The current status quo with little or no uniformity on the creative specs has meant that third party serving has become practically impossible to implement. Without third party serving, growth of video advertising has been stifled and major digital advertising players will not invest without the control and reporting metrics that this allows.

Some have tried, like Eyeblaster, but given each publisher’s own specific requirements the efficiency is removed. We are still in a situation where the vaguely amusing but expensive confusion around asset delivery can still occur: the creative agency promises an asset will arrive in 30 mins. When half an hour passes and the publisher, who’s expecting it to arrive by email, still has an empty inbox, a quick call establishes that there’s a courier in reception with the asset on digi beta!

New formats are also significantly distracting publishers. How do overlays and inSkins fit into the inventory mix and are they best used with or without pre-roll? These are but two of dozens of options and nobody wants to do expensive and time consuming integration work to be left with the “Betamax” of the video ad world and stump up more dev costs, hoping to get it right next time.

Previously, the major players have been able to move the market to get standards accepted, but it must be said that Google’s experiment with overlays, and to a lesser extent pre-rolls, seems to be proving less than successful. Pre-rolls are still the creative currency of choice – it’s easier to unlock some of the TV budget and there is not the classic new format catch 22:

  1. A new format can’t gain major agency backing without publisher volume;
  2. A new format can’t generate publisher volume without major agency backing.

Once we have standards we can expect that networks will also begin to take part. There will no longer be the necessity for video and display only networks. Adding networks will add volume to the market and improve the sell-though and revenue generation for publishers, whilst giving agencies easy access to much larger inventory pools.

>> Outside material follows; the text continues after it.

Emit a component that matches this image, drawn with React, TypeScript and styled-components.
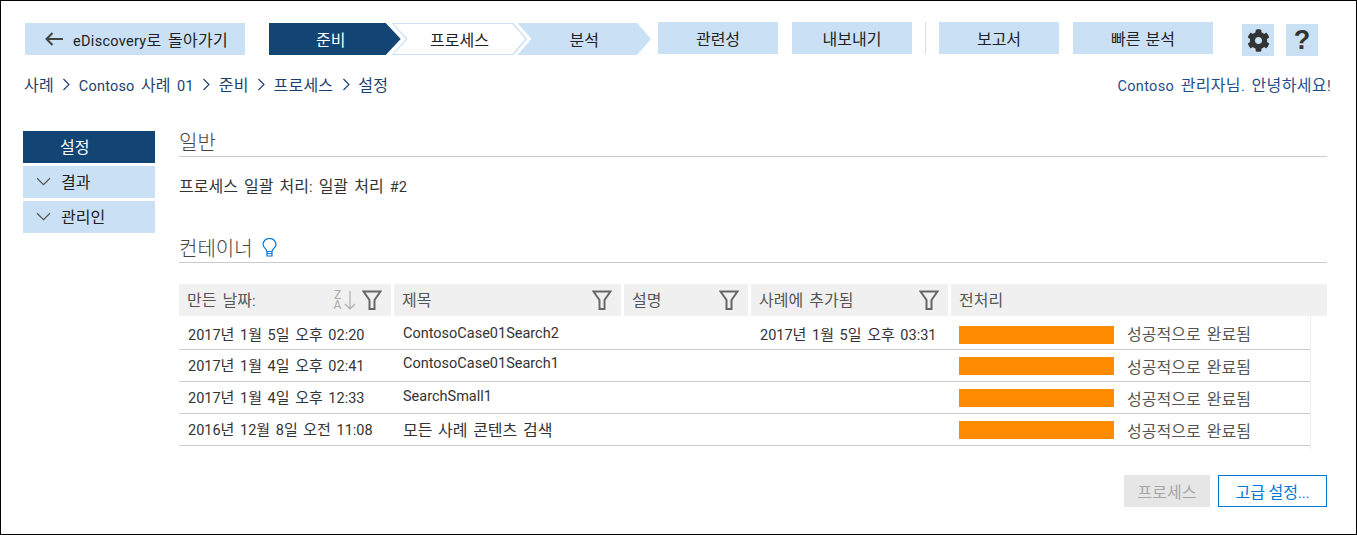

One important piece is still lacking and needs agreement: frequency capping of pre-rolls. There are few things more irritating than watching the same 15 second ad on every 30 second content clip viewed on a site. Publishers need to be aware and mindful of seriously upsetting users and ultimately driving them away. The IAB needs to set some standards here that are based on extensive research. There is the usual balance to be struck between commercialization and user experience, currently this balance is heavily in favor of commercialization at the expense of the user.

When all is said and done, once the IAB’s VAST standards are widely implemented we can expect the boom of video pre-roll advertising, but until that point, it will continue to limp along. When we have a developed pre-roll market then the time will be right to start to experiment with alternative formats to maximize the video real estate. Up until now, we’ve been trying to run before we can walk.